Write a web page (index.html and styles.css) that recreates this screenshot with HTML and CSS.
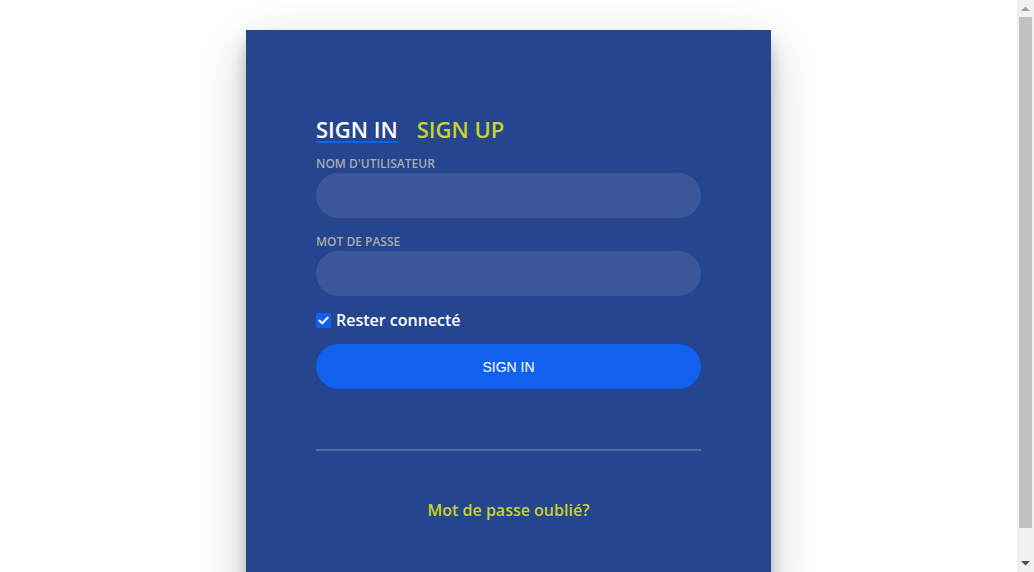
FILE: index.html
```html
<!DOCTYPE html>
<html lang="fr">
<head>
<meta charset="utf-8">
<title>Login</title>
<link rel="stylesheet" href="styles.css">
</head>
<body>
<div class="screen">
  <div class="main">
    <div class="card">
      <div class="tabs">
        <span class="tab tab-active">SIGN IN</span>
        <span class="tab tab-other">SIGN UP</span>
      </div>
      <form class="form">
        <div class="group">
          <label class="label">NOM D'UTILISATEUR</label>
          <div class="input"></div>
        </div>
        <div class="group">
          <label class="label">MOT DE PASSE</label>
          <div class="input"></div>
        </div>
        <div class="check-row">
          <span class="checkbox">
            <svg width="11" height="9" viewBox="0 0 11 9"><path d="M1.3 4.6 L4.2 7.3 L9.7 1.6" fill="none" stroke="#fff" stroke-width="2" stroke-linecap="round" stroke-linejoin="round"/></svg>
          </span>
          <span class="check-label">Rester connecté</span>
        </div>
        <div class="button">SIGN IN</div>
        <div class="hr"></div>
        <div class="foot">Mot de passe oublié?</div>
      </form>
    </div>
  </div>
  <div class="scrollbar">
    <div class="sb-btn">
      <svg width="9" height="5" viewBox="0 0 9 5"><path d="M0 5 L4.5 0.5 L9 5 Z" fill="#a3a3a3"/></svg>
    </div>
    <div class="sb-track">
      <div class="sb-thumb"></div>
    </div>
    <div class="sb-btn">
      <svg width="9" height="5" viewBox="0 0 9 5"><path d="M0 0 L9 0 L4.5 4.5 Z" fill="#505050"/></svg>
    </div>
  </div>
</div>
</body>
</html>
```
FILE: styles.css
```css
html, body {
  margin: 0;
  padding: 0;
  background: #fff;
  overflow: hidden;
}
body {
  font-family: "Open Sans", "Liberation Sans", sans-serif;
}
.screen {
  display: flex;
  height: 100vh;
}
.main {
  flex: 1;
  overflow: hidden;
  padding-top: 30px;
}
.scrollbar {
  width: 17px;
  flex: none;
  background: #f1f1f1;
  display: flex;
  flex-direction: column;
}
.sb-btn {
  height: 17px;
  display: flex;
  align-items: center;
  justify-content: center;
}
.sb-track {
  flex: 1;
  display: flex;
  flex-direction: column;
}
.sb-thumb {
  margin: 0 2px;
  height: 511px;
  background: #c1c1c1;
}
.card {
  width: 525px;
  height: 570px;
  margin: 0 auto;
  box-sizing: border-box;
  padding: 87px 70px 0 70px;
  background: #25458f;
  box-shadow: 0 12px 15px 0 rgba(0,0,0,.24), 0 17px 50px 0 rgba(0,0,0,.19);
}
.tabs {
  display: flex;
  gap: 19px;
  margin-bottom: 14px;
}
.tab {
  font-size: 22px;
  font-weight: 600;
  line-height: 24px;
  border-bottom: 2px solid transparent;
}
.tab-active {
  color: #fff;
  border-bottom-color: #1161ee;
}
.tab-other {
  color: #c9d22c;
}
.form {
  display: flex;
  flex-direction: column;
}
.group {
  display: flex;
  flex-direction: column;
  gap: 2px;
  margin-bottom: 17px;
}
.group + .group {
  margin-bottom: 15px;
}
.label {
  font-size: 12px;
  font-weight: 600;
  line-height: 14px;
  color: #aaa;
}
.input {
  height: 45px;
  border-radius: 25px;
  background: rgba(255,255,255,.1);
}
.check-row {
  display: flex;
  align-items: center;
  gap: 5px;
  height: 18px;
}
.checkbox {
  width: 15px;
  height: 15px;
  border-radius: 2px;
  background: #1161ee;
  display: flex;
  align-items: center;
  justify-content: center;
}
.check-label {
  font-size: 16px;
  font-weight: 600;
  color: #fff;
  line-height: 18px;
}
.button {
  margin-top: 15px;
  height: 45px;
  border-radius: 25px;
  background: #1161ee;
  color: #fff;
  font-family: "Liberation Sans", Arial, sans-serif;
  font-size: 14px;
  display: flex;
  align-items: center;
  justify-content: center;
}
.hr {
  height: 2px;
  margin-top: 60px;
  background: rgba(255,255,255,.2);
}
.foot {
  margin-top: 48px;
  text-align: center;
  font-size: 16px;
  font-weight: 600;
  line-height: 22px;
  color: #c9d22c;
}
```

### REQUIRED TASK
Return the whole listing, word for word, and leave out every picture.

### WRITTEN REPLY
Write a web page (index.html and styles.css) that recreates this screenshot with HTML and CSS.
FILE: index.html
```html
<!DOCTYPE html>
<html lang="fr">
<head>
<meta charset="utf-8">
<title>Login</title>
<link rel="stylesheet" href="styles.css">
</head>
<body>
<div class="screen">
  <div class="main">
    <div class="card">
      <div class="tabs">
        <span class="tab tab-active">SIGN IN</span>
        <span class="tab tab-other">SIGN UP</span>
      </div>
      <form class="form">
        <div class="group">
          <label class="label">NOM D'UTILISATEUR</label>
          <div class="input"></div>
        </div>
        <div class="group">
          <label class="label">MOT DE PASSE</label>
          <div class="input"></div>
        </div>
        <div class="check-row">
          <span class="checkbox">
            <svg width="11" height="9" viewBox="0 0 11 9"><path d="M1.3 4.6 L4.2 7.3 L9.7 1.6" fill="none" stroke="#fff" stroke-width="2" stroke-linecap="round" stroke-linejoin="round"/></svg>
          </span>
          <span class="check-label">Rester connecté</span>
        </div>
        <div class="button">SIGN IN</div>
        <div class="hr"></div>
        <div class="foot">Mot de passe oublié?</div>
      </form>
    </div>
  </div>
  <div class="scrollbar">
    <div class="sb-btn">
      <svg width="9" height="5" viewBox="0 0 9 5"><path d="M0 5 L4.5 0.5 L9 5 Z" fill="#a3a3a3"/></svg>
    </div>
    <div class="sb-track">
      <div class="sb-thumb"></div>
    </div>
    <div class="sb-btn">
      <svg width="9" height="5" viewBox="0 0 9 5"><path d="M0 0 L9 0 L4.5 4.5 Z" fill="#505050"/></svg>
    </div>
  </div>
</div>
</body>
</html>
```
FILE: styles.css
```css
html, body {
  margin: 0;
  padding: 0;
  background: #fff;
  overflow: hidden;
}
body {
  font-family: "Open Sans", "Liberation Sans", sans-serif;
}
.screen {
  display: flex;
  height: 100vh;
}
.main {
  flex: 1;
  overflow: hidden;
  padding-top: 30px;
}
.scrollbar {
  width: 17px;
  flex: none;
  background: #f1f1f1;
  display: flex;
  flex-direction: column;
}
.sb-btn {
  height: 17px;
  display: flex;
  align-items: center;
  justify-content: center;
}
.sb-track {
  flex: 1;
  display: flex;
  flex-direction: column;
}
.sb-thumb {
  margin: 0 2px;
  height: 511px;
  background: #c1c1c1;
}
.card {
  width: 525px;
  height: 570px;
  margin: 0 auto;
  box-sizing: border-box;
  padding: 87px 70px 0 70px;
  background: #25458f;
  box-shadow: 0 12px 15px 0 rgba(0,0,0,.24), 0 17px 50px 0 rgba(0,0,0,.19);
}
.tabs {
  display: flex;
  gap: 19px;
  margin-bottom: 14px;
}
.tab {
  font-size: 22px;
  font-weight: 600;
  line-height: 24px;
  border-bottom: 2px solid transparent;
}
.tab-active {
  color: #fff;
  border-bottom-color: #1161ee;
}
.tab-other {
  color: #c9d22c;
}
.form {
  display: flex;
  flex-direction: column;
}
.group {
  display: flex;
  flex-direction: column;
  gap: 2px;
  margin-bottom: 17px;
}
.group + .group {
  margin-bottom: 15px;
}
.label {
  font-size: 12px;
  font-weight: 600;
  line-height: 14px;
  color: #aaa;
}
.input {
  height: 45px;
  border-radius: 25px;
  background: rgba(255,255,255,.1);
}
.check-row {
  display: flex;
  align-items: center;
  gap: 5px;
  height: 18px;
}
.checkbox {
  width: 15px;
  height: 15px;
  border-radius: 2px;
  background: #1161ee;
  display: flex;
  align-items: center;
  justify-content: center;
}
.check-label {
  font-size: 16px;
  font-weight: 600;
  color: #fff;
  line-height: 18px;
}
.button {
  margin-top: 15px;
  height: 45px;
  border-radius: 25px;
  background: #1161ee;
  color: #fff;
  font-family: "Liberation Sans", Arial, sans-serif;
  font-size: 14px;
  display: flex;
  align-items: center;
  justify-content: center;
}
.hr {
  height: 2px;
  margin-top: 60px;
  background: rgba(255,255,255,.2);
}
.foot {
  margin-top: 48px;
  text-align: center;
  font-size: 16px;
  font-weight: 600;
  line-height: 22px;
  color: #c9d22c;
}
```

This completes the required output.